● **SHORT EXERCISE**
Scan the data below for the string "index". Copy every line where it appears.

- - -

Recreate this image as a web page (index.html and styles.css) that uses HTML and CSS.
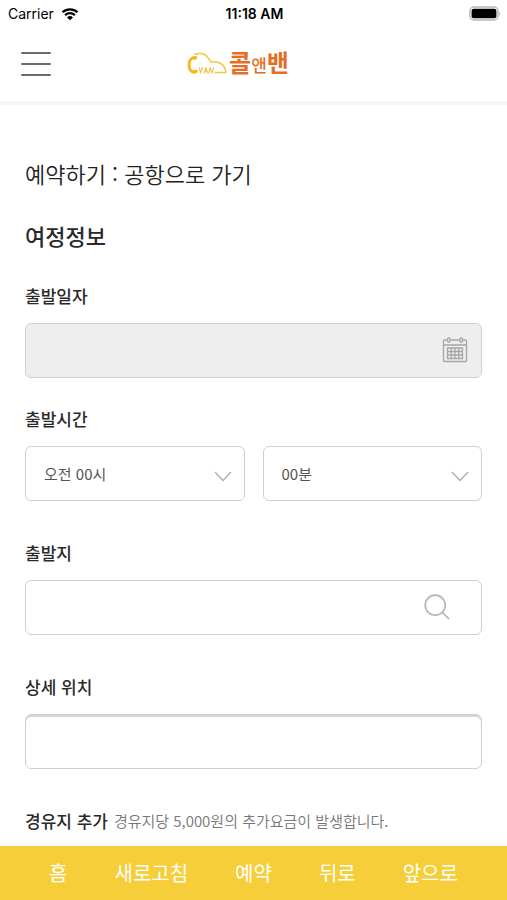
FILE: index.html
```html
<!DOCTYPE html>
<html lang="ko">
<head>
<meta charset="utf-8">
<meta name="viewport" content="width=device-width, initial-scale=1">
<title>콜앤밴 예약하기</title>
<link rel="stylesheet" href="styles.css">
</head>
<body>
<div class="status">
  <div class="carrier">
    <span>Carrier</span>
    <svg width="18" height="14" viewBox="0 0 18 14" aria-hidden="true">
      <path d="M1.5 5.3a11 11 0 0 1 15 0M4.1 8.1a7.2 7.2 0 0 1 9.8 0" fill="none" stroke="#000" stroke-width="2.2"/>
      <path d="M9 13.2 6 10.4a4.4 4.4 0 0 1 6 0z"/>
    </svg>
  </div>
  <span class="clock">11:18 AM</span>
  <svg class="battery" width="32" height="16" viewBox="0 0 32 16" aria-hidden="true">
    <rect x="1" y="1" width="28" height="13" rx="4" fill="#fff" stroke="#b5b5b5" stroke-width="1.4"/>
    <rect x="2.6" y="2.8" width="24.8" height="9.4" rx="2"/>
    <path d="M30.4 5.5q1.6 2 0 4z" fill="#999"/>
  </svg>
</div>
<header class="header">
  <button class="menu" type="button" aria-label="메뉴">
    <svg width="30" height="26" viewBox="0 0 30 26" aria-hidden="true">
      <path d="M1 2h28M1 13h28M1 24h28" stroke="#6b6b6b" stroke-width="2" stroke-linecap="round"/>
    </svg>
  </button>
  <a class="logo" href="#">
    <svg width="41" height="24" viewBox="0 0 41 24" aria-hidden="true">
      <g fill="none" stroke-linecap="round" stroke-linejoin="round">
        <path d="M8 2.2C14 .5 19 2 21.5 6.500L24 10C31 8.500 38 12 39 20.500H28" stroke="#f2c744" stroke-width="1.500"/>
        <path d="M6.500 5.500C.5 7.500.5 19 7 20.500" stroke="#f5b91c" stroke-width="2.800"/>
        <path d="M6.500 6.200 8.500 5.800M7 19.800 9 19.500" stroke="#f5b91c" stroke-width="3.400"/>
        <path d="M12.500 16 13.500 21 15.500 15.500M17 21 19 15.500 20 21M17.500 19h3M22 21 23 15.500 25 21 26.500 15.500" stroke="#efca59" stroke-width="1.300"/>
      </g>
    </svg>
    <span class="brand">콜<small>앤</small>밴</span>
  </a>
</header>
<main class="content">
  <h1 class="title">예약하기 : 공항으로 가기</h1>
  <h2 class="section">여정정보</h2>
  <form>
    <div class="group group-date">
      <label class="label" for="date">출발일자</label>
      <div class="field">
        <input class="control disabled" id="date" type="text" readonly>
        <svg class="icon icon-calendar" width="26" height="26" viewBox="0 0 26 26" fill="none" stroke="#a6a6a6" stroke-width="1.300" aria-hidden="true">
          <path d="M5 3H2.500A1 1 0 0 0 1.500 4V23.500a1 1 0 0 0 1 1h21a1 1 0 0 0 1-1V4a1 1 0 0 0-1-1H21M8.500 3h9M1.500 8h23"/>
          <ellipse cx="6.800" cy="3" rx="1.300" ry="2.200"/>
          <ellipse cx="19.200" cy="3" rx="1.300" ry="2.200"/>
          <path d="M5.500 11h15v10.500h-15zM5.500 14.500h15M5.500 18h15M9.250 11v10.500M13 11v10.500M16.750 11v10.500"/>
        </svg>
      </div>
    </div>
    <div class="group">
      <label class="label" for="hour">출발시간</label>
      <div class="pair">
        <div class="field">
          <select class="control" id="hour"><option>오전 00시</option></select>
          <svg class="icon icon-arrow" width="18" height="11" viewBox="0 0 18 11" aria-hidden="true"><path d="M1 1 9 9.500 17 1" fill="none" stroke="#aaa" stroke-width="1.200"/></svg>
        </div>
        <div class="field">
          <select class="control" id="minute" aria-label="출발시간 분"><option>00분</option></select>
          <svg class="icon icon-arrow" width="18" height="11" viewBox="0 0 18 11" aria-hidden="true"><path d="M1 1 9 9.500 17 1" fill="none" stroke="#aaa" stroke-width="1.200"/></svg>
        </div>
      </div>
    </div>
    <div class="group">
      <label class="label" for="origin">출발지</label>
      <div class="field">
        <input class="control" id="origin" type="text">
        <button class="icon icon-search" type="button" aria-label="검색">
          <svg width="26" height="26" viewBox="0 0 26 26" fill="none" stroke="#b5b5b5" stroke-width="1.700" aria-hidden="true"><circle cx="11.200" cy="11.200" r="10"/><path d="m18 18 7 7"/></svg>
        </button>
      </div>
    </div>
    <div class="group">
      <label class="label" for="detail">상세 위치</label>
      <div class="field"><input class="control inset" id="detail" type="text"></div>
    </div>
    <div class="stopover">
      <h3 class="label">경유지 추가</h3>
      <p class="hint">경유지당 5,000원의 추가요금이 발생합니다.</p>
    </div>
  </form>
</main>
<nav class="tabs">
  <a href="#">홈</a>
  <a href="#">새로고침</a>
  <a href="#">예약</a>
  <a href="#">뒤로</a>
  <a href="#">앞으로</a>
</nav>
</body>
</html>
```
FILE: styles.css
```css
* { box-sizing: border-box; }

body {
  margin: 0;
  padding-bottom: 54px;
  background: #fff;
  color: #2a2a2a;
  font-family: "Noto Sans CJK KR", sans-serif;
}

h1, h2, h3, p { margin: 0; }
a { text-decoration: none; }
svg { display: block; }

.status {
  display: grid;
  grid-template-columns: 1fr auto 1fr;
  align-items: center;
  height: 28px;
  padding: 0 6px 0 8px;
  color: #000;
  font: 14px/20px Inter, sans-serif;
}

.carrier { display: flex; align-items: center; gap: 7px; }
.clock { font-weight: 600; }
.battery { justify-self: end; }

.header {
  display: grid;
  grid-template-columns: 1fr auto 1fr;
  align-items: center;
  height: 77px;
  padding: 0 21px 2px;
  border-bottom: 4px solid #f5f5f5;
}

.menu {
  justify-self: start;
  padding: 0;
  border: 0;
  background: none;
}

.logo { display: flex; align-items: center; gap: 1px; padding-right: 31px; }

.brand {
  color: #e36f25;
  font-size: 24px;
  font-weight: 700;
  line-height: 28px;
}
.brand small { font-size: 17px; font-weight: 500; }

.content { padding: 52px 25px 16px; }

.title {
  color: #222;
  font-size: 22px;
  font-weight: 350;
  line-height: 32px;
}

.section {
  margin: 30px 0 33px;
  font-size: 22px;
  font-weight: 500;
  line-height: 32px;
}

.group { margin-bottom: 40px; }
.group-date { margin-bottom: 29px; }

.label {
  display: block;
  font-size: 17px;
  font-weight: 500;
  line-height: 24px;
}

.group .label { margin-bottom: 15px; }

.pair {
  display: grid;
  grid-template-columns: 1fr 1fr;
  gap: 18px;
}

.field { position: relative; }

.control {
  display: block;
  width: 100%;
  height: 55px;
  padding: 0 18px;
  border: 1px solid #d0d0d0;
  border-radius: 6px;
  outline: 0;
  appearance: none;
  background: #fff;
  color: #555;
  font: 15px/24px "Noto Sans CJK KR", sans-serif;
}

.disabled { background: #eee; }
.inset { box-shadow: inset 0 2px 1px #d4d4d4; }

.icon { position: absolute; }
.icon-calendar { top: 14px; right: 14px; }
.icon-arrow { top: 25px; right: 13px; pointer-events: none; }
.icon-search {
  top: 14px;
  right: 32px;
  padding: 0;
  border: 0;
  background: none;
}

.stopover { display: flex; align-items: center; gap: 6px; }
.hint { color: #777; font-size: 15px; font-weight: 350; line-height: 24px; }

.tabs {
  position: fixed;
  right: 0;
  bottom: 0;
  left: 0;
  display: flex;
  align-items: center;
  justify-content: center;
  gap: 47px;
  height: 54px;
  background: #f5ce3a;
  font-size: 20px;
  line-height: 30px;
}
.tabs a { color: #fff; }
```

- - -

● **EXERCISE RESULT**
Recreate this image as a web page (index.html and styles.css) that uses HTML and CSS.
FILE: index.html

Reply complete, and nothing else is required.